● **EXERCISE DETAILS**: Go through the listing below and list every line with "styles".
┌──
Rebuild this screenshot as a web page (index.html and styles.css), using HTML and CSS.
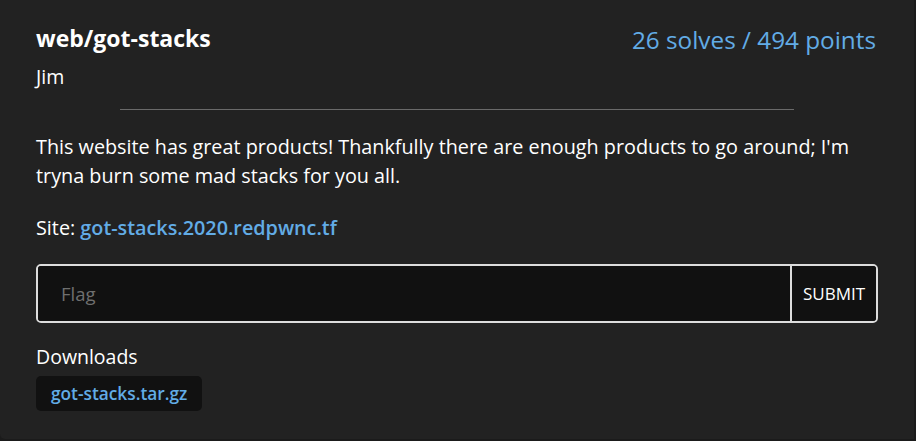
FILE: index.html
```html
<!DOCTYPE html>
<html>
<head>
<meta charset="utf-8">
<link rel="stylesheet" href="styles.css">
</head>
<body>
<div class="card">
  <div class="header">
    <div class="titles">
      <div class="title">web/got-stacks</div>
      <div class="author">Jim</div>
    </div>
    <div class="stats">26 solves / 494 points</div>
  </div>
  <hr class="divider">
  <p class="desc">This website has great products! Thankfully there are enough products to go around; I'm tryna burn some mad stacks for you all.</p>
  <p class="site">Site: <a class="link" href="#">got-stacks.2020.redpwnc.tf</a></p>
  <form class="flag-form">
    <input class="flag-input" type="text" placeholder="Flag">
    <button class="submit" type="button">SUBMIT</button>
  </form>
  <div class="downloads-label">Downloads</div>
  <div class="downloads">
    <a class="chip" href="#">got-stacks.tar.gz</a>
  </div>
</div>
</body>
</html>
```
FILE: styles.css
```css
html, body {
  margin: 0;
  padding: 0;
  background: #1b1b1b;
}
body {
  font-family: "Open Sans", "Noto Sans", sans-serif;
  color: #fff;
  width: 916px;
  height: 441px;
  overflow: hidden;
}
.card {
  box-sizing: border-box;
  width: 914px;
  height: 439px;
  background: #222222;
  border-radius: 0 0 0 5px;
  padding: 23px 36px 0 36px;
}
.header {
  display: flex;
  justify-content: space-between;
  align-items: flex-start;
}
.title {
  font-size: 23px;
  font-weight: 700;
  line-height: 30px;
}
.author {
  font-size: 19.5px;
  line-height: 24px;
  margin-top: 12px;
}
.stats {
  font-size: 24.3px;
  font-weight: 500;
  line-height: 32px;
  color: #62ace6;
  margin-top: 1px;
  margin-right: 2px;
}
.divider {
  width: 80%;
  margin: 20px auto 0;
  border: 0;
  height: 1px;
  background: #6a6a6a;
}
.desc {
  font-size: 19.8px;
  line-height: 29px;
  margin: 22px 0 0;
}
.site {
  font-size: 19.8px;
  line-height: 29px;
  margin: 23px 0 0;
}
.link {
  color: #62ace6;
  text-decoration: none;
  font-weight: 600;
}
.flag-form {
  display: flex;
  margin-top: 22px;
  height: 59px;
  box-sizing: border-box;
  border: 2px solid #dddddd;
  border-radius: 5px;
  background: #111111;
  overflow: hidden;
}
.flag-input {
  flex: 1;
  min-width: 0;
  background: #111111;
  border: 0;
  outline: none;
  color: #fff;
  font-family: inherit;
  font-size: 18.5px;
  padding: 0 23px;
}
.flag-input::placeholder {
  color: #6f6f6f;
}
.submit {
  box-sizing: border-box;
  background: #111111;
  border: 0;
  border-left: 2px solid #dddddd;
  color: #fff;
  font-family: inherit;
  font-size: 17px;
  padding: 0;
  width: 86px;
}
.downloads-label {
  font-size: 19.5px;
  line-height: 24px;
  margin-top: 22px;
}
.downloads {
  display: flex;
  margin-top: 7px;
}
.chip {
  background: #111111;
  color: #62ace6;
  font-weight: 600;
  font-size: 17.3px;
  text-decoration: none;
  border-radius: 5px;
  padding: 0 15px;
  height: 35px;
  line-height: 35px;
}
```
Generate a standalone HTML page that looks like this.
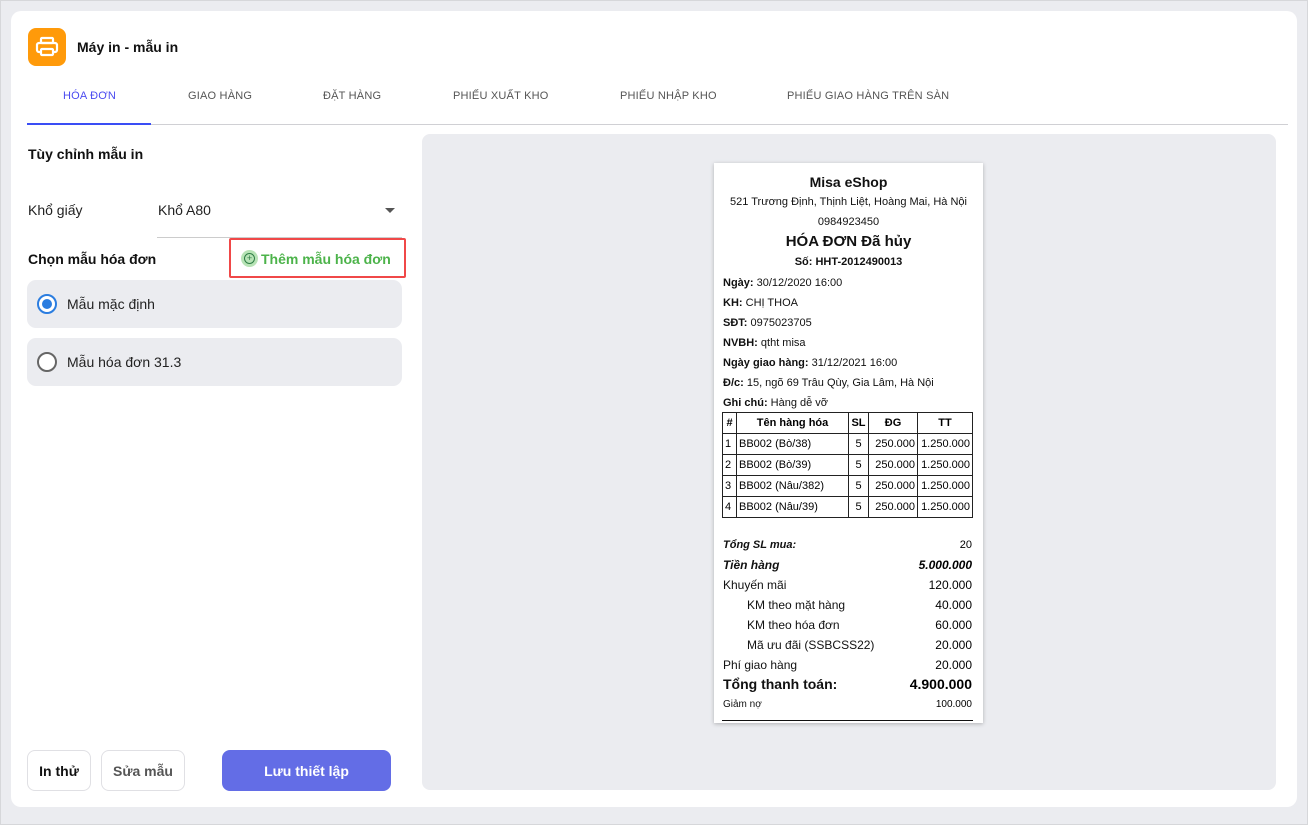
<!DOCTYPE html>
<html><head><meta charset="utf-8"><style>
*{box-sizing:border-box;margin:0;padding:0}
body{width:1308px;height:825px;background:#ebecf0;font-family:"Liberation Sans",Arial,sans-serif;position:relative;overflow:hidden}
.a{position:absolute;white-space:nowrap}
.card{position:absolute;left:11px;top:11px;width:1286px;height:796px;background:#fff;border-radius:10px}
.tab{position:absolute;top:90px;font-size:11px;color:#555;letter-spacing:.2px}
.opt{position:absolute;left:27px;width:375px;height:48px;background:#ebecf0;border-radius:9px}
.rad{position:absolute;left:10px;top:14px;width:20px;height:20px;border-radius:50%;border:2px solid #666;background:#fff}
.btn{position:absolute;top:750px;height:41px;border:1px solid #e0e0e4;border-radius:8px;font-size:14px;font-weight:bold;display:flex;align-items:center;justify-content:center;background:#fff}
.r{position:absolute;font-size:11px;color:#111;white-space:nowrap}
.rr{position:absolute;right:11px;font-size:11px;white-space:nowrap;text-align:right}
table{position:absolute;left:8px;top:249px;border-collapse:collapse;font-size:11px}
td{border:1px solid #222;height:21px;padding:0 2px}
</style></head><body>
<div class="a" style="left:0;top:0;width:1308px;height:825px;border:1px solid #d6d7da"></div>
<div class="card"></div>
<div class="a" style="left:28px;top:28px;width:38px;height:38px;background:#ff9a0a;border-radius:8px">
<svg width="38" height="38" viewBox="0 0 38 38" fill="none" stroke="#fff" stroke-width="2.2"><rect x="13" y="10" width="12" height="5" rx="1"/><rect x="9" y="15" width="20" height="9" rx="2"/><rect x="13" y="21" width="12" height="6" rx="1" fill="#ff9a0a"/></svg></div>
<div class="a" style="left:77px;top:39px;font-size:14px;font-weight:bold;color:#111">Máy in - mẫu in</div>
<div class="tab" style="left:63px;color:#4b4bf0">HÓA ĐƠN</div>
<div class="tab" style="left:188px">GIAO HÀNG</div>
<div class="tab" style="left:323px">ĐẶT HÀNG</div>
<div class="tab" style="left:453px">PHIẾU XUẤT KHO</div>
<div class="tab" style="left:620px">PHIẾU NHẬP KHO</div>
<div class="tab" style="left:787px">PHIẾU GIAO HÀNG TRÊN SÀN</div>
<div class="a" style="left:27px;top:124px;width:1261px;height:1px;background:#d0d0d4"></div>
<div class="a" style="left:27px;top:123px;width:124px;height:2px;background:#3a4ef5"></div>
<div class="a" style="left:28px;top:146px;font-size:14px;font-weight:bold;color:#111">Tùy chỉnh mẫu in</div>
<div class="a" style="left:28px;top:202px;font-size:14px;color:#222">Khổ giấy</div>
<div class="a" style="left:158px;top:202px;font-size:14px;color:#222">Khổ A80</div>
<div class="a" style="left:385px;top:208px;width:0;height:0;border-left:5px solid transparent;border-right:5px solid transparent;border-top:5px solid #555"></div>
<div class="a" style="left:157px;top:237px;width:245px;height:1px;background:#ccc"></div>
<div class="a" style="left:28px;top:251px;font-size:14px;font-weight:bold;color:#111">Chọn mẫu hóa đơn</div>
<div class="a" style="left:229px;top:238px;width:177px;height:40px;border:2px solid #f04848;border-radius:2px"></div>
<div class="a" style="left:241px;top:250px;width:17px;height:17px;border-radius:50%;background:#b7e3b5"></div>
<div class="a" style="left:244px;top:253px;width:11px;height:11px;border-radius:50%;border:1.3px solid #2e7d45;font-size:9px;line-height:8px;text-align:center;color:#2e7d45">+</div>
<div class="a" style="left:261px;top:251px;font-size:14px;font-weight:bold;color:#4cb34a">Thêm mẫu hóa đơn</div>
<div class="opt" style="top:280px"><div class="rad" style="border-color:#2b7de0"><div style="position:absolute;left:3px;top:3px;width:10px;height:10px;border-radius:50%;background:#2b7de0"></div></div><div class="a" style="left:40px;top:16px;font-size:14px;color:#222">Mẫu mặc định</div></div>
<div class="opt" style="top:338px"><div class="rad"></div><div class="a" style="left:40px;top:16px;font-size:14px;color:#222">Mẫu hóa đơn 31.3</div></div>
<div class="btn" style="left:27px;width:64px;color:#111">In thử</div>
<div class="btn" style="left:101px;width:84px;color:#555">Sửa mẫu</div>
<div class="btn" style="left:222px;width:169px;background:#636de6;border-color:#636de6;color:#fff">Lưu thiết lập</div>
<div class="a" style="left:422px;top:134px;width:854px;height:656px;background:#ebecf0;border-radius:8px"></div>
<div class="a" style="left:714px;top:163px;width:269px;height:560px;background:#fff;box-shadow:0 1px 4px rgba(0,0,0,.25)">
<div class="r" style="left:0;width:269px;text-align:center;top:11px;font-size:14px;font-weight:bold">Misa eShop</div>
<div class="r" style="left:0;width:269px;text-align:center;top:33px">521 Trương Định, Thịnh Liệt, Hoàng Mai, Hà Nội</div>
<div class="r" style="left:0;width:269px;text-align:center;top:53px">0984923450</div>
<div class="r" style="left:0;width:269px;text-align:center;top:70px;font-size:15px;font-weight:bold">HÓA ĐƠN Đã hủy</div>
<div class="r" style="left:0;width:269px;text-align:center;top:93px;font-weight:bold">Số: HHT-2012490013</div>
<div class="r" style="left:9px;top:114px"><b>Ngày:</b> 30/12/2020 16:00</div>
<div class="r" style="left:9px;top:134px"><b>KH:</b> CHỊ THOA</div>
<div class="r" style="left:9px;top:154px"><b>SĐT:</b> 0975023705</div>
<div class="r" style="left:9px;top:174px"><b>NVBH:</b> qtht misa</div>
<div class="r" style="left:9px;top:194px"><b>Ngày giao hàng:</b> 31/12/2021 16:00</div>
<div class="r" style="left:9px;top:214px"><b>Đ/c:</b> 15, ngõ 69 Trâu Qùy, Gia Lâm, Hà Nội</div>
<div class="r" style="left:9px;top:234px"><b>Ghi chú:</b> Hàng dễ vỡ</div>
<table>
<tr style="font-weight:bold;text-align:center"><td style="width:14px">#</td><td style="width:112px">Tên hàng hóa</td><td style="width:20px">SL</td><td style="width:49px">ĐG</td><td style="width:55px">TT</td></tr>
<tr><td>1</td><td>BB002 (Bò/38)</td><td style="text-align:center">5</td><td style="text-align:right">250.000</td><td style="text-align:right">1.250.000</td></tr>
<tr><td>2</td><td>BB002 (Bò/39)</td><td style="text-align:center">5</td><td style="text-align:right">250.000</td><td style="text-align:right">1.250.000</td></tr>
<tr><td>3</td><td>BB002 (Nâu/382)</td><td style="text-align:center">5</td><td style="text-align:right">250.000</td><td style="text-align:right">1.250.000</td></tr>
<tr><td>4</td><td>BB002 (Nâu/39)</td><td style="text-align:center">5</td><td style="text-align:right">250.000</td><td style="text-align:right">1.250.000</td></tr>
</table>
<div class="r" style="left:9px;top:376px;font-weight:bold;font-style:italic">Tổng SL mua:</div><div class="rr" style="top:376px">20</div>
<div class="r" style="left:9px;top:395px;font-size:12px;font-weight:bold;font-style:italic">Tiền hàng</div><div class="rr" style="top:395px;font-size:12px;font-weight:bold;font-style:italic">5.000.000</div>
<div class="r" style="left:9px;top:415px;font-size:12px">Khuyến mãi</div><div class="rr" style="top:415px;font-size:12px">120.000</div>
<div class="r" style="left:33px;top:435px;font-size:12px">KM theo mặt hàng</div><div class="rr" style="top:435px;font-size:12px">40.000</div>
<div class="r" style="left:33px;top:455px;font-size:12px">KM theo hóa đơn</div><div class="rr" style="top:455px;font-size:12px">60.000</div>
<div class="r" style="left:33px;top:475px;font-size:12px">Mã ưu đãi (SSBCSS22)</div><div class="rr" style="top:475px;font-size:12px">20.000</div>
<div class="r" style="left:9px;top:495px;font-size:12px">Phí giao hàng</div><div class="rr" style="top:495px;font-size:12px">20.000</div>
<div class="r" style="left:9px;top:513px;font-size:14px;font-weight:bold">Tổng thanh toán:</div><div class="rr" style="top:513px;font-size:14px;font-weight:bold">4.900.000</div>
<div class="r" style="left:9px;top:536px;font-size:10px">Giảm nợ</div><div class="rr" style="top:536px;font-size:10px">100.000</div>
<div class="a" style="left:8px;top:557px;width:251px;height:1px;background:#111"></div>
</div>
</body></html>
└──
● **ANSWER TO THIS PROBLEM**:
Rebuild this screenshot as a web page (index.html and styles.css), using HTML and CSS.
<link rel="stylesheet" href="styles.css">
FILE: styles.css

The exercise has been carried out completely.